Your task: Your task is to transcribe the data in full.

______

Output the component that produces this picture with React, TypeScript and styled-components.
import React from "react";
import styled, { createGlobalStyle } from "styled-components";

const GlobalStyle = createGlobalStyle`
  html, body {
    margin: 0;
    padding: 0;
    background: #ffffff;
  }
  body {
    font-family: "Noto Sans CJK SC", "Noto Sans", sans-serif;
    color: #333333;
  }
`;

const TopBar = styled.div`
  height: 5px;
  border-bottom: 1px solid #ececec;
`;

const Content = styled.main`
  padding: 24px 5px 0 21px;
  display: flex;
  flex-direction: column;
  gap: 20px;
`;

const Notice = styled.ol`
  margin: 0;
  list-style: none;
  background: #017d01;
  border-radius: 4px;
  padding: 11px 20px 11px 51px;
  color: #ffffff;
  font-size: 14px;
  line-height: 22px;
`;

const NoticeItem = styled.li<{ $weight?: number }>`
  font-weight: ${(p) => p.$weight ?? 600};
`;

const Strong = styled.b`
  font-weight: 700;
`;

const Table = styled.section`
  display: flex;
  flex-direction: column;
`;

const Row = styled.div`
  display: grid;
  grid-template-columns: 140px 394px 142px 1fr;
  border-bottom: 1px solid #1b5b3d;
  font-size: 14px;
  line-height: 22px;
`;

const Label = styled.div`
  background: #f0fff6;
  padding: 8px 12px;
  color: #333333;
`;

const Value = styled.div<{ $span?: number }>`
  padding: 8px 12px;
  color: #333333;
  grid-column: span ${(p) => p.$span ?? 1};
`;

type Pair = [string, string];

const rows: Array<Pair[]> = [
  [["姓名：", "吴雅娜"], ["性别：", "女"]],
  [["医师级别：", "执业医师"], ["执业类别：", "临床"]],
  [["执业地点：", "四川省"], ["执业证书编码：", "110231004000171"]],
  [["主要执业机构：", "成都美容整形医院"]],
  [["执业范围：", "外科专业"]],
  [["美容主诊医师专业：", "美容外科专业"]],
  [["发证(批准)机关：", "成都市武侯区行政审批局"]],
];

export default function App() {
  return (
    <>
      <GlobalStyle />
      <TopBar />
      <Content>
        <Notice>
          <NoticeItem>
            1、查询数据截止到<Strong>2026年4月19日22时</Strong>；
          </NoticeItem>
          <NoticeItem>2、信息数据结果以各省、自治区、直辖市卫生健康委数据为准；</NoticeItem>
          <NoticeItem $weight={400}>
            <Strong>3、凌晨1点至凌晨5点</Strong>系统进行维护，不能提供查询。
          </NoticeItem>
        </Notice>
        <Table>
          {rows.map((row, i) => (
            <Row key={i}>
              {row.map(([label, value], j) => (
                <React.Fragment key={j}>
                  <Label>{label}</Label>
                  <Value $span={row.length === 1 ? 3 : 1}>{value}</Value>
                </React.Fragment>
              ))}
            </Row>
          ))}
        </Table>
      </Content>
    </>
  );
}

______

Exercise result:
Output the component that produces this picture with React, TypeScript and styled-components.
import React from "react";
import styled, { createGlobalStyle } from "styled-components";

const GlobalStyle = createGlobalStyle`
  html, body {
    margin: 0;
    padding: 0;
    background: #ffffff;
  }
  body {
    font-family: "Noto Sans CJK SC", "Noto Sans", sans-serif;
    color: #333333;
  }
`;

const TopBar = styled.div`
  height: 5px;
  border-bottom: 1px solid #ececec;
`;

const Content = styled.main`
  padding: 24px 5px 0 21px;
  display: flex;
  flex-direction: column;
  gap: 20px;
`;

const Notice = styled.ol`
  margin: 0;
  list-style: none;
  background: #017d01;
  border-radius: 4px;
  padding: 11px 20px 11px 51px;
  color: #ffffff;
  font-size: 14px;
  line-height: 22px;
`;

const NoticeItem = styled.li<{ $weight?: number }>`
  font-weight: ${(p) => p.$weight ?? 600};
`;

const Strong = styled.b`
  font-weight: 700;
`;

const Table = styled.section`
  display: flex;
  flex-direction: column;
`;

const Row = styled.div`
  display: grid;
  grid-template-columns: 140px 394px 142px 1fr;
  border-bottom: 1px solid #1b5b3d;
  font-size: 14px;
  line-height: 22px;
`;

const Label = styled.div`
  background: #f0fff6;
  padding: 8px 12px;
  color: #333333;
`;

const Value = styled.div<{ $span?: number }>`
  padding: 8px 12px;
  color: #333333;
  grid-column: span ${(p) => p.$span ?? 1};
`;

type Pair = [string, string];

const rows: Array<Pair[]> = [
  [["姓名：", "吴雅娜"], ["性别：", "女"]],
  [["医师级别：", "执业医师"], ["执业类别：", "临床"]],
  [["执业地点：", "四川省"], ["执业证书编码：", "110231004000171"]],
  [["主要执业机构：", "成都美容整形医院"]],
  [["执业范围：", "外科专业"]],
  [["美容主诊医师专业：", "美容外科专业"]],
  [["发证(批准)机关：", "成都市武侯区行政审批局"]],
];

export default function App() {
  return (
    <>
      <GlobalStyle />
      <TopBar />
      <Content>
        <Notice>
          <NoticeItem>
            1、查询数据截止到<Strong>2026年4月19日22时</Strong>；
          </NoticeItem>
          <NoticeItem>2、信息数据结果以各省、自治区、直辖市卫生健康委数据为准；</NoticeItem>
          <NoticeItem $weight={400}>
            <Strong>3、凌晨1点至凌晨5点</Strong>系统进行维护，不能提供查询。
          </NoticeItem>
        </Notice>
        <Table>
          {rows.map((row, i) => (
            <Row key={i}>
              {row.map(([label, value], j) => (
                <React.Fragment key={j}>
                  <Label>{label}</Label>
                  <Value $span={row.length === 1 ? 3 : 1}>{value}</Value>
                </React.Fragment>
              ))}
            </Row>
          ))}
        </Table>
      </Content>
    </>
  );
}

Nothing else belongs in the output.